- Julian Quick, 28, helps create illustrated memes highlighting bizarre comments said to him after his cancer diagnosis.
- He wants to promote open and honest conversation and discourage people from dodging the topic or using inflated language when talking to someone with cancer.
- The memes show what people living with cancer want you to know about how (not) to ‘speak cancer’.
1 December 2016 – Julian Quick, 28, lives with a rare form of bone cancer and was so dismayed by some of his friends’, family members’ and colleagues’ unwillingness and inability to speak frankly to him about his condition that he has helped create a suite of memes to help show people how (not) to ‘speak cancer’.
Julian, a keen sportsman from Weymouth, was diagnosed with Ewing’s sarcoma when he was 26. A University of Exeter sports science graduate and captain of his local rugby team, his cancer was diagnosed in 2014 after having an MRI scan for shoulder pain he suspected was due to a rugby injury. But it turned out to be a tumour. Julian has since been undergoing chemotherapy – and has noticed a change in the way some people speak to him.
Julian comments: “Many people think that speaking to someone living with cancer will be difficult or awkward and therefore either try to avoid the subject or offer overly-dramatic ‘fighting talk’ encouragement. While my friends and family have been incredibly supportive in various different ways, some initially responded to the news of my diagnosis with silence and discomfort, and by sharing some of the stranger comments I have received, I want to help change people’s perspectives so others in my situation aren’t faced with unhelpful reactions. There’s definitely a stigma associated with talking about cancer, and when people say something they later regret, it’s often because they are trying so hard to avoid stepping on eggshells, they trip themselves up in the process. I’m hoping that by sharing my experiences, I can encourage people to try to speak more openly about cancer.”
To help spread the word, Julian has been working with AXA PPP healthcare’s Dedicated Cancer Nurses and others living with cancer to create vintage-style memes that illustrate a range of awkward situations in which they have found themselves. They include comments such as:
- “It’s lucky you didn’t have one of those ‘proper’ cancers…”
- “The chemo must have saved you a fortune on hair products…” and
- “My sister had your cancer and she just ran a marathon…”
Julian adds: “Despite good intentions, even ‘normal’, everyday conversations about sport or nights out can be awkward and peppered by inappropriate comments about my cancer. Working to recover from my cancer is the main focus in my life at the moment, so I appreciate that striking up a conversation can sometimes be difficult for friends, family and colleagues who have never experienced it before and are keen to talk about work, relationships, holiday and sport. People sometimes worry about what to say and so don’t say anything, whereas others try a more humorous approach, which could cause offence in the wrong situation. Trust me when I say that a frank, down-to-earth conversation is all that’s needed.”

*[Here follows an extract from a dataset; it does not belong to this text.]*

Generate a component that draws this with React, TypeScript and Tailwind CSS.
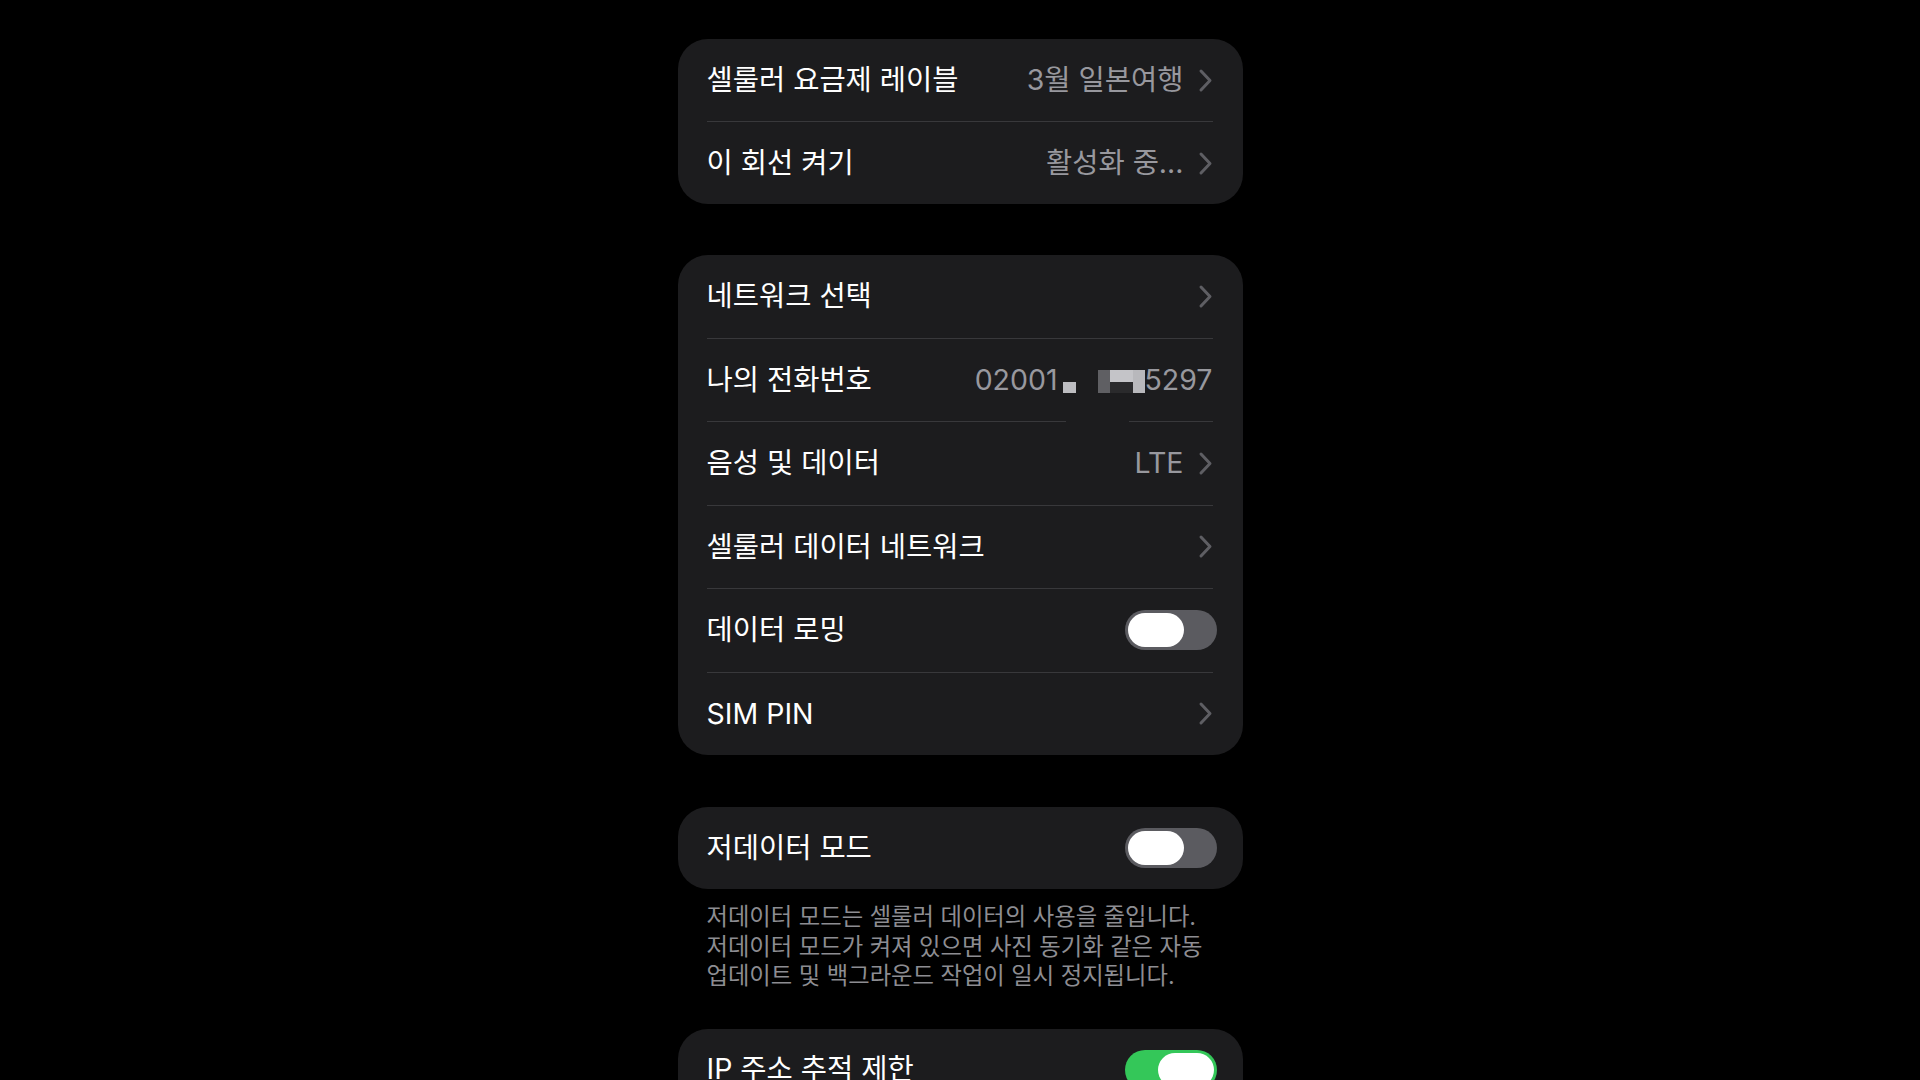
import React from "react";

const font = { fontFamily: 'Inter, "Noto Sans CJK KR", "Noto Sans", sans-serif' };

function Chevron() {
  return (
    <svg width="15" height="25" viewBox="0 0 15 25" className="shrink-0">
      <path d="M3 3 L12 12.5 L3 22" fill="none" stroke="#5e5e63" strokeWidth="3" strokeLinecap="round" strokeLinejoin="round" />
    </svg>
  );
}

function Toggle({ on }: { on?: boolean }) {
  return (
    <div className={`w-[92px] h-[40px] rounded-full flex items-center px-[3px] ${on ? "bg-[#34c759] justify-end" : "bg-[#5b5b60] justify-start"}`}>
      <div className="w-[56px] h-[34px] rounded-full bg-white" />
    </div>
  );
}

function Divider({ gap }: { gap?: boolean }) {
  if (gap) {
    return (
      <div className="flex ml-[29px] mr-[30px] h-px">
        <div className="w-[359px] h-px bg-[#38383b]" />
        <div className="flex-1" />
        <div className="w-[84px] h-px bg-[#38383b]" />
      </div>
    );
  }
  return <div className="ml-[29px] mr-[30px] h-px bg-[#38383b]" />;
}

function Row({
  label,
  value,
  chevron,
  toggle,
  tall,
  children,
}: {
  label: string;
  value?: string;
  chevron?: boolean;
  toggle?: "on" | "off";
  tall?: boolean;
  children?: React.ReactNode;
}) {
  return (
    <div className={`${tall ? "h-[82.5px]" : "h-[82px]"} flex items-center pl-[29px] pr-[26px]`}>
      <div className="flex-1 text-white text-[28.5px] leading-none">{label}</div>
      {value && <div className="text-[#98989e] text-[28.5px] leading-none mr-[14px]">{value}</div>}
      {children}
      {chevron && <div className="mr-[4px]"><Chevron /></div>}
      {toggle && <Toggle on={toggle === "on"} />}
    </div>
  );
}

function Card({ children }: { children: React.ReactNode }) {
  return <div className="bg-[#1c1c1e] rounded-[30px] overflow-hidden">{children}</div>;
}

export default function App() {
  return (
    <div className="w-[1920px] h-[1080px] bg-black overflow-hidden" style={font}>
      <div className="w-[565px] mx-auto pt-[39px] flex flex-col">
        <Card>
          <Row label="셀룰러 요금제 레이블" value="3월 일본여행" chevron />
          <Divider />
          <Row label="이 회선 켜기" value="활성화 중..." chevron />
        </Card>

        <div className="h-[51px]" />

        <Card>
          <Row label="네트워크 선택" chevron tall />
          <Divider />
          <Row label="나의 전화번호" tall>
            <div className="flex items-end text-[#98989e] text-[28.5px] leading-none mr-[4px]">
              <span>02001</span>
              <div className="w-[13px] h-[11px] bg-[#bdbdc1] mb-[1px] ml-[5px]" />
              <div className="w-[22px]" />
              <div className="flex mb-[1px]">
                <div className="w-[12px] h-[23px] bg-[#5f5f63]" />
                <div className="flex flex-col w-[23px]">
                  <div className="h-[12px] bg-[#c4c4c8]" />
                  <div className="h-[11px] bg-[#2a2a2c]" />
                </div>
                <div className="w-[12px] h-[23px] bg-[#b8b8bc]" />
              </div>
              <span>5297</span>
            </div>
          </Row>
          <Divider gap />
          <Row label="음성 및 데이터" value="LTE" chevron tall />
          <Divider />
          <Row label="셀룰러 데이터 네트워크" chevron tall />
          <Divider />
          <Row label="데이터 로밍" toggle="off" tall />
          <Divider />
          <Row label="SIM PIN" chevron tall />
        </Card>

        <div className="h-[52px]" />

        <Card>
          <Row label="저데이터 모드" toggle="off" />
        </Card>

        <div className="px-[29px] pt-[13px] text-[#8d8d92] text-[23.3px] leading-[29.5px]">
          저데이터 모드는 셀룰러 데이터의 사용을 줄입니다.
          <br />
          저데이터 모드가 켜져 있으면 사진 동기화 같은 자동
          <br />
          업데이트 및 백그라운드 작업이 일시 정지됩니다.
        </div>

        <div className="h-[38px]" />

        <Card>
          <Row label="IP 주소 추적 제한" toggle="on" />
        </Card>
      </div>
    </div>
  );
}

AXA PPP healthcare’s research of people who have or have had cancer and returned to work* backs up Julian’s call for tackling the stigma around talking about cancer. When asked how they preferred people to talk to them about their cancer outside work, 44 per cent of those who have or have had cancer and returned to work say they’d prefer people to be frank and open about it. Twenty-two per cent say they’d like people to be empathetic and sensitive to their feelings. But in practice only 42 per cent of respondents say that people try to be frank and open when they talk to them about their cancer.
Denise Dallender, a Dedicated Cancer Nurse for AXA PPP healthcare, comments: “Talking about cancer with loved ones affected by the disease can be hard but avoiding talking about what they’re going through can leave them feeling isolated or unsupported. Everyone’s experience of living with cancer is different so it’s not surprising that many of them don’t want to hear that ‘someone I know had that’ or that they don’t feel comforted or boosted by fighting talk. Instead, just ask them how they are and encourage them to open up – they’re still the same person they were before being diagnosed with cancer.”
Julian’s experience has also inspired the healthcare company to publish a new guide called ‘Let’s Speak Cancer’ which offers practical tips to those with cancer on how to talk about it. To read or download it visit www.axappphealthcare.co.uk/speakcancer and join the conversation using #LetsSpeakCancer.
*All figures, unless otherwise stated, are from OnePoll. Total sample size was 500 adults who suffer/have suffered with cancer and returned to work. Fieldwork was undertaken in September 2016.